§ Task prompt
Collect every line below that contains the word "styles".

**********

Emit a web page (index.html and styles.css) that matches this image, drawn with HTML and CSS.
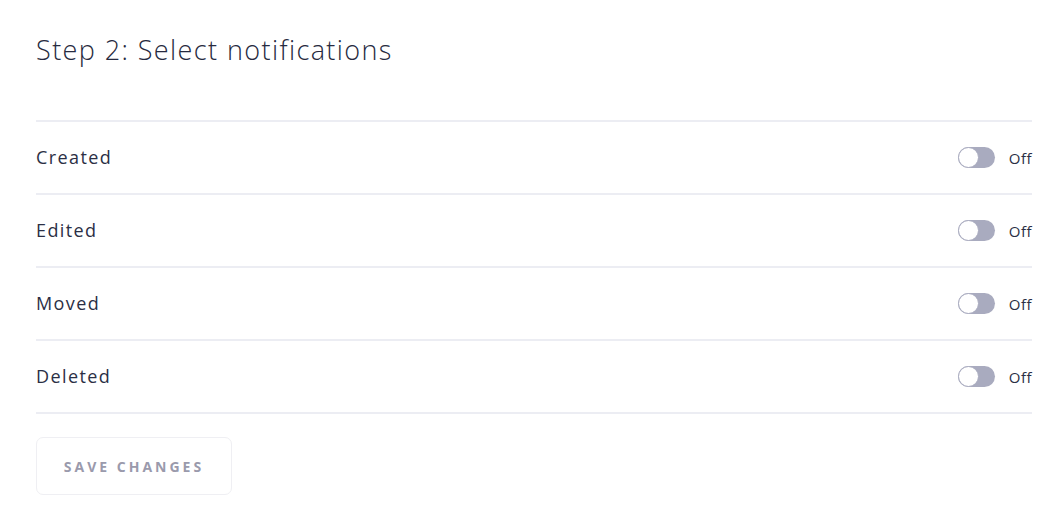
FILE: index.html
```html
<!DOCTYPE html>
<html lang="en">
<head>
<meta charset="UTF-8">
<title>Select notifications</title>
<link rel="stylesheet" href="styles.css">
</head>
<body>

<div class="container">
    <h1>Step 2: Select notifications</h1>

    <div class="notify-list">
        <div class="notify-row">
            <span class="notify-label">Created</span>
            <label class="switch">
                <span class="track"><span class="knob"></span></span>
                <span class="switch-text">Off</span>
            </label>
        </div>
        <div class="notify-row">
            <span class="notify-label">Edited</span>
            <label class="switch">
                <span class="track"><span class="knob"></span></span>
                <span class="switch-text">Off</span>
            </label>
        </div>
        <div class="notify-row">
            <span class="notify-label">Moved</span>
            <label class="switch">
                <span class="track"><span class="knob"></span></span>
                <span class="switch-text">Off</span>
            </label>
        </div>
        <div class="notify-row">
            <span class="notify-label">Deleted</span>
            <label class="switch">
                <span class="track"><span class="knob"></span></span>
                <span class="switch-text">Off</span>
            </label>
        </div>
    </div>

    <button class="save-btn">Save changes</button>
</div>

</body>
</html>
```

FILE: styles.css
```css
body {
    font-family: "Open Sans", Arial, sans-serif;
    background-color: #fff;
    color: #2b2f45;
    margin: 0;
    padding: 0;
}

.container {
    padding: 28px 30px 20px 36px;
}

h1 {
    font-size: 27px;
    font-weight: 300;
    letter-spacing: 1.4px;
    margin: 0 0 48px 0;
    line-height: 44px;
    color: #262a40;
}

.notify-list {
    border-top: 2px solid #ecedf3;
}

.notify-row {
    display: flex;
    align-items: center;
    justify-content: space-between;
    height: 71px;
    border-bottom: 2px solid #ecedf3;
}

.notify-label {
    font-size: 18px;
    font-weight: 400;
    letter-spacing: 1.4px;
    line-height: 22px;
    margin-top: -2px;
}

.switch {
    display: flex;
    align-items: center;
    gap: 14px;
}

.track {
    display: block;
    width: 37px;
    height: 21px;
    border-radius: 11px;
    background-color: #a9abbf;
    position: relative;
}

.knob {
    position: absolute;
    left: 0;
    top: 0;
    width: 19px;
    height: 19px;
    border-radius: 50%;
    background-color: #fff;
    border: 1px solid #a9abbf;
}

.switch-text {
    font-size: 15px;
    letter-spacing: 0.5px;
    color: #2b2f45;
}

.save-btn {
    margin-top: 23px;
    width: 196px;
    height: 58px;
    background-color: #fff;
    border: 1px solid #efeff3;
    border-radius: 7px;
    font-family: "Open Sans", Arial, sans-serif;
    font-size: 14px;
    font-weight: 700;
    letter-spacing: 3px;
    text-transform: uppercase;
    color: #9a9aac;
}
```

**********

§ Written response
Emit a web page (index.html and styles.css) that matches this image, drawn with HTML and CSS.
<link rel="stylesheet" href="styles.css">
FILE: styles.css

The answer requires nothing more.